Considering this might cost quite a bit for a machine used by only a few testers, it's often not that possible :-( An alternative I've seen is to use a Virtual Machine (hosted on your development server -- not the production one) : it acts like a "real" machine, on which you can do whatever you want, without impact eiter prod nor dev.
And, if necessary, you can use several Virtual Machine, if needed to be closest to your production settings.
Your staging DB should never be on the same server as production. I'd say its fine to have it on the same server as your dev server.
Are are a number of things that could go wrong,
Manipulating data on the wrong DB
Doing something that could actually
bring down the server. You may need
to reboot your DB server during
development and testing.
As a rule I dont think developers should have access to the live environment. Only operations should have access.
As others have said, keeping non-production entities in your production environment should be avoided like the plague. There are too many possibilities for developers to mistakenly add or modify something upon which your production environment depends. Our production server is modified only during deployment. We track every file that's changed and have a mechanism in place to roll back changes with minimal effort.

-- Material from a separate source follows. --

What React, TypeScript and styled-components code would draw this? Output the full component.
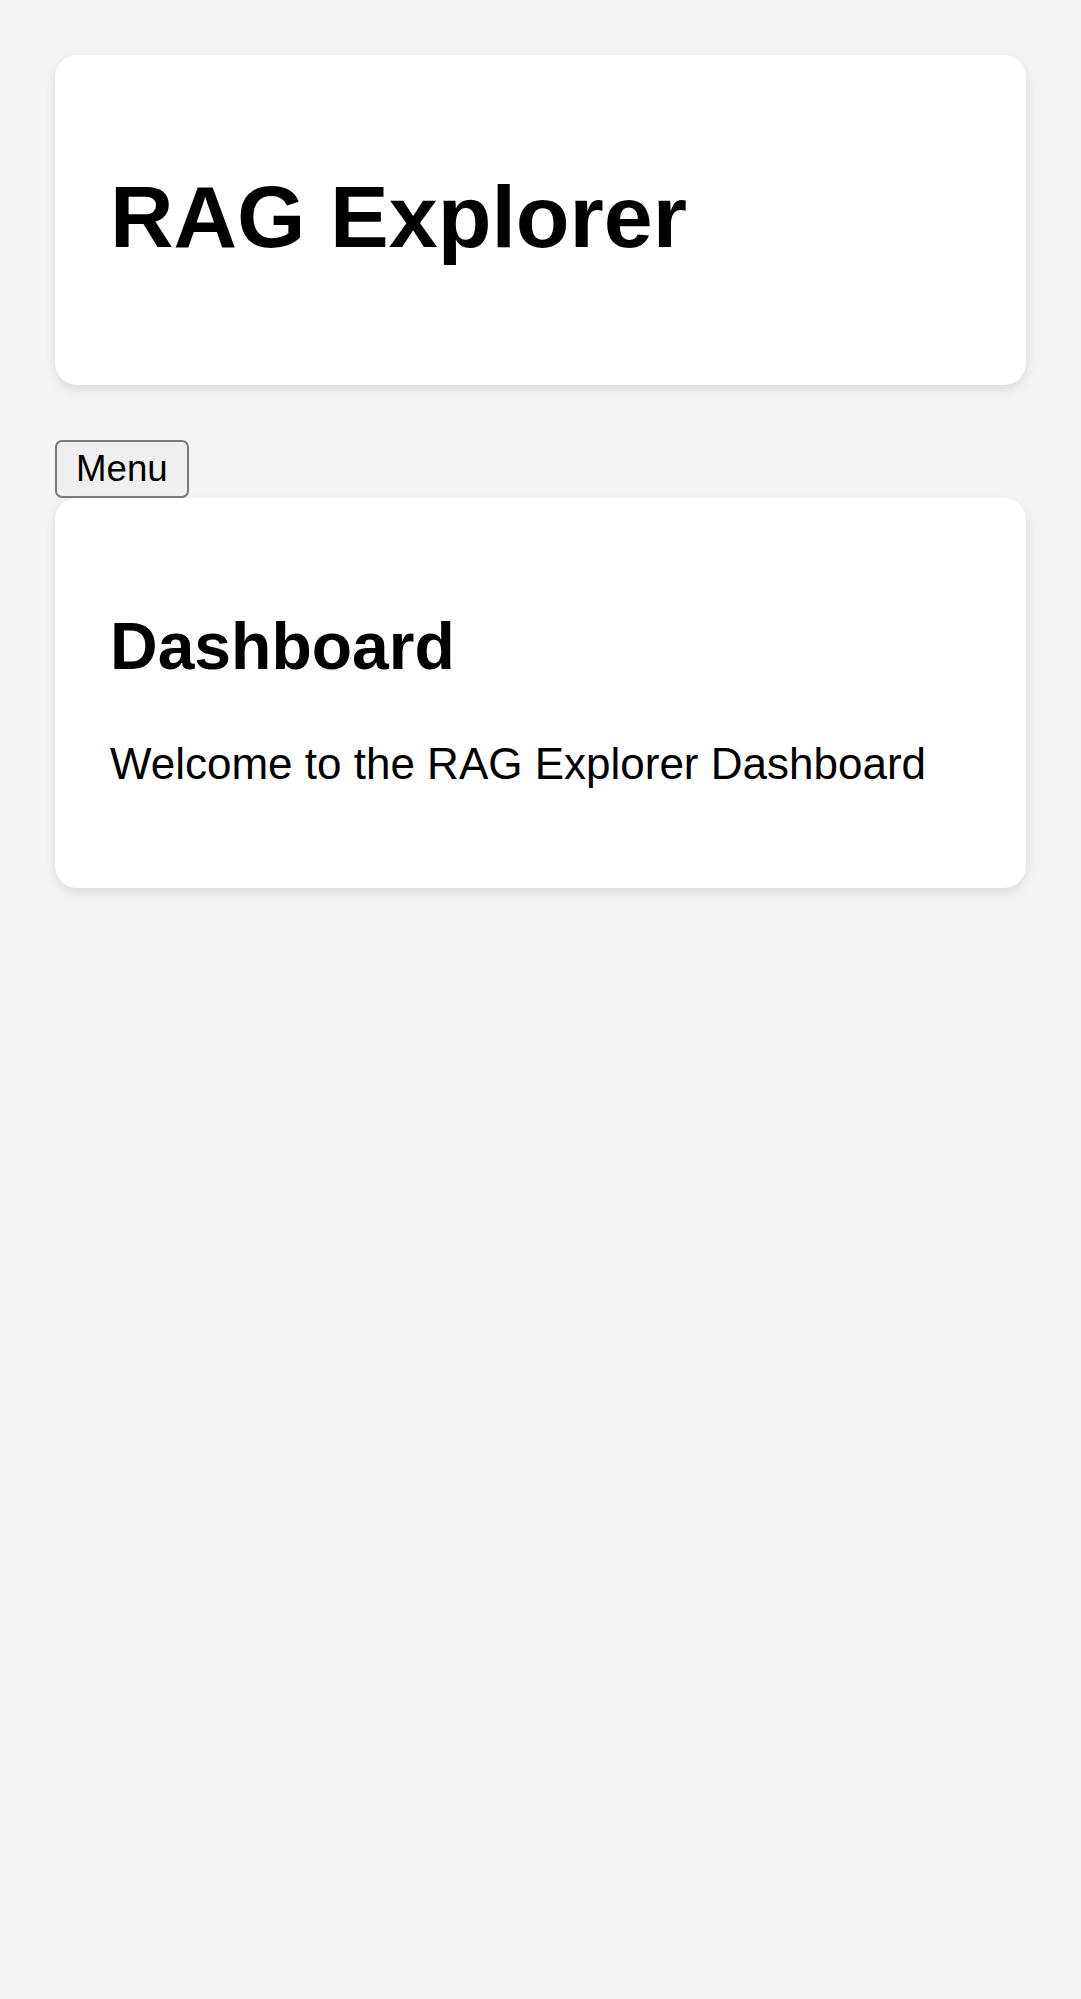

Keep staging in your dev environment if you can't get dedicated hardware.
Having a staging database on the production server is risky. however, with a sufficiently strenuous debugging / testing stages, the actual risk to production is minimal. This is especially true if the load to staging is minimal.
If you don't have specific hardware for Development, Staging, and Production then having your Staging database on the Development SQL Server is a common solution. I
t's much safer than having your Staging database on the Production Server, trying to do something with the Staging Database, and taking down the Production SQL Server.